Рассказывая мне о ней, он, между прочим, сказал:
– Я всегда говорил Александру Трифоновичу. Надо терпеливо, умело, старательно раскладывать костер. А огонь упадет с неба…
Рукопись «Одного дня…» в «Новый мир» принес Лёва Копелев. Никаких таких слов про огонь, упавший с неба, он при этом не говорил. Просто отдал рукопись Асе Берзер и, как-то не слишком даже ее рекомендуя, попросил прочесть: то ли побаивался хвалить, то ли ему и в самом деле повесть не шибко нравилась и отдать ее в журнал он вызвался просто по дружбе с Александром Исаевичем. Но Ася сразу поняла, какого значения и масштаба вещь свалилась с неба ей в руки, и, улучив момент, отдала ее – сказав все полагающиеся в этом случае слова, – Твардовскому.
Твардовский рукопись взял, пообещав прочесть ее в тот же вечер.

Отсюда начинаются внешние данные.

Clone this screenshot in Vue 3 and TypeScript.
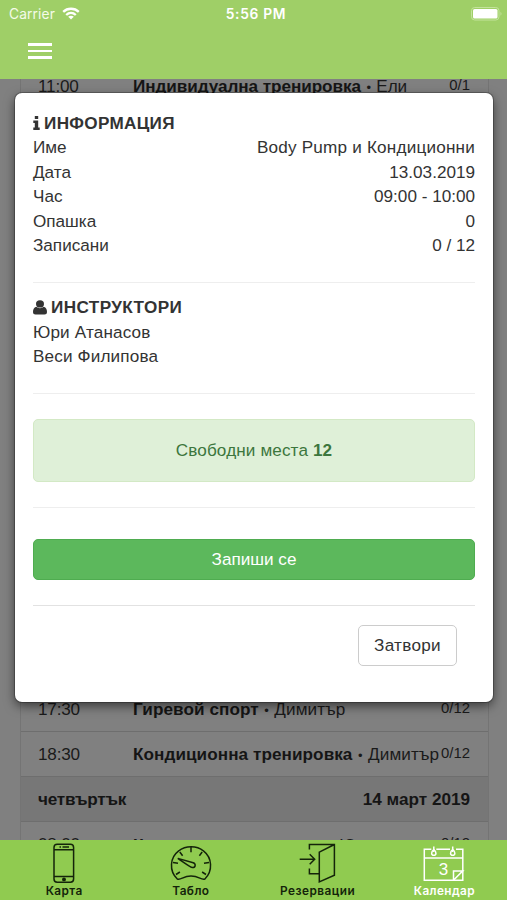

Читать начал поздно, уже лёжа в постели. Но, прочитав первые страницы, как он потом рассказывал в редакции, понял (лучше сказать, почувствовал), что читать такую вещь лёжа нельзя. Встал, оделся, сел к столу. Дочитав до конца, вернулся к началу. Стал читать снова: не мог оторваться. Тогда же твердо решил, что сделает всё – возможное и невозможное, – чтобы повесть была напечатана.

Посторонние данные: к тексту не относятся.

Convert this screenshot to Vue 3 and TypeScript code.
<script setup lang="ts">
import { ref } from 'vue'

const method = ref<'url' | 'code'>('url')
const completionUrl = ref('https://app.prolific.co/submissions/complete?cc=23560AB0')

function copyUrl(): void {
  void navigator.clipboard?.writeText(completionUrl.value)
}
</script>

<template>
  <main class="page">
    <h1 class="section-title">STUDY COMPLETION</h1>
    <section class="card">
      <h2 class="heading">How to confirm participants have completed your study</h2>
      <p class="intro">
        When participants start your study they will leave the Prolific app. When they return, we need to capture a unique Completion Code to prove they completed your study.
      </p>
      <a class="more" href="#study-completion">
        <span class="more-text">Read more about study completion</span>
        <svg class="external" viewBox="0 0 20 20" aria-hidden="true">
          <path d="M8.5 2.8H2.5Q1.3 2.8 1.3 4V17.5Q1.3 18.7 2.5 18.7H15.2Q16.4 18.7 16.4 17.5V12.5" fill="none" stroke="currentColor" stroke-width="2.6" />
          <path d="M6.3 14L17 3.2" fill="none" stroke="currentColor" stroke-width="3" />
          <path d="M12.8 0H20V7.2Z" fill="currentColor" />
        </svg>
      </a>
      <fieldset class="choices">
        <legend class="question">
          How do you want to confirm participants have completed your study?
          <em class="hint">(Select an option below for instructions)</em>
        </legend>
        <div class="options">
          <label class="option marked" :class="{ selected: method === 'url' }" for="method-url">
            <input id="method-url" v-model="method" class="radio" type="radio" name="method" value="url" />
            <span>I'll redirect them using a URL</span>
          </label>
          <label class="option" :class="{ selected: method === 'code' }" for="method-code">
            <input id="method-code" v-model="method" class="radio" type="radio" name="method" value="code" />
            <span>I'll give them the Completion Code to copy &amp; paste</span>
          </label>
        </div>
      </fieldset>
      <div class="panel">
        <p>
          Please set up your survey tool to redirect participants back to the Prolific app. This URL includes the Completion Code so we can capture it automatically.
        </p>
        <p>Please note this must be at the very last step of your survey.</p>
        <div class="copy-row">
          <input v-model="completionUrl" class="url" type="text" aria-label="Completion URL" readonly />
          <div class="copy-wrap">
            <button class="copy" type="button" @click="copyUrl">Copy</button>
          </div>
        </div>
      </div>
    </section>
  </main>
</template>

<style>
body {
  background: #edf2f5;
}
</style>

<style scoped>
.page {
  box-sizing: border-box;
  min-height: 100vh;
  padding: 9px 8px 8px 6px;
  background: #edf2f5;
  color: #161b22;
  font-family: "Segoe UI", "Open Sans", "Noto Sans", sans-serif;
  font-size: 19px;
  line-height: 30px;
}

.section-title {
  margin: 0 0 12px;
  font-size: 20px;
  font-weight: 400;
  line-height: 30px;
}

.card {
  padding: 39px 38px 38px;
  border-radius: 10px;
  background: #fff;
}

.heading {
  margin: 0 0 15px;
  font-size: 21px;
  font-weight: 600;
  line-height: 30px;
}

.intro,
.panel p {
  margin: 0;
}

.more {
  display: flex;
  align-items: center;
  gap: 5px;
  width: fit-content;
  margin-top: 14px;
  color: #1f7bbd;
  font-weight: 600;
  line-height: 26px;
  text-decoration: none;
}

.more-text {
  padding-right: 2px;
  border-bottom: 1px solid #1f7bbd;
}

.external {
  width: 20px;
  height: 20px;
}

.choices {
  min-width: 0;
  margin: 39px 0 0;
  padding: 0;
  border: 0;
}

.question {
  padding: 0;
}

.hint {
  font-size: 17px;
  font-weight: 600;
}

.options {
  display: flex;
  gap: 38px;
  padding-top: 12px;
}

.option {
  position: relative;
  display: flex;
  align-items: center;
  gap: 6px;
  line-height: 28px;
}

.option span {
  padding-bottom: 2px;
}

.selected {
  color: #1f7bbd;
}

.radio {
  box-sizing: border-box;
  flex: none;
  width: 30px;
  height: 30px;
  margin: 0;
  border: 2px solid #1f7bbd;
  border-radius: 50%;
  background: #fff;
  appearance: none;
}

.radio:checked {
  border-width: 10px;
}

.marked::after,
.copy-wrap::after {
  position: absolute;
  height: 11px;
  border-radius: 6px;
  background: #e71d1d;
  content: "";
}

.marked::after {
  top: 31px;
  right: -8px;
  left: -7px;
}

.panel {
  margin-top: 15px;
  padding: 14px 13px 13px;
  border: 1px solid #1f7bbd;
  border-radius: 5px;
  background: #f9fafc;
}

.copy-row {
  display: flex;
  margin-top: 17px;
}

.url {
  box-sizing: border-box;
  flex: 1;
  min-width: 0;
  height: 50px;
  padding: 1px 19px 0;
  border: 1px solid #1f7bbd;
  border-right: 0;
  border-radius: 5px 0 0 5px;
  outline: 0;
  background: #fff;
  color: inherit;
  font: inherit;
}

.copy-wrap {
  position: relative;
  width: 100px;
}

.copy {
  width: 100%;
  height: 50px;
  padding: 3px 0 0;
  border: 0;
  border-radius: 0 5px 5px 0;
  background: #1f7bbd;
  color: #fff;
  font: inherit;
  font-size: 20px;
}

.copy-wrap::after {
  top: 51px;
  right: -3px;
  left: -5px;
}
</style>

Друзья и соратники Александра Трифоновича по журналу его в этом намерении дружно поддержали. Но ближайший из них, правая его рука – Александр Григорьевич Дементьев, – человек, бесконечно Твардовскому и журналу преданный, но битый, а потому осторожный, – все-таки не преминул с глазу на глаз сказать ему:
– Учти, Саша! Даже если нам удастся эту вещь пробить, и она будет напечатана, они нам этого никогда не простят. Журнал на этом мы потеряем.
Умный был человек: как в воду глядел!
Твардовский не спорил. Понимал, что тёзка говорит дело.
– А ты ведь понимаешь, Саша, – продолжал Александр Григорьевич, – что такое наш журнал. Не только для нас с тобой. Для всей России…
– Понимаю, – сказал Твардовский. – Но на что мне журнал, если я не смогу напечатать это?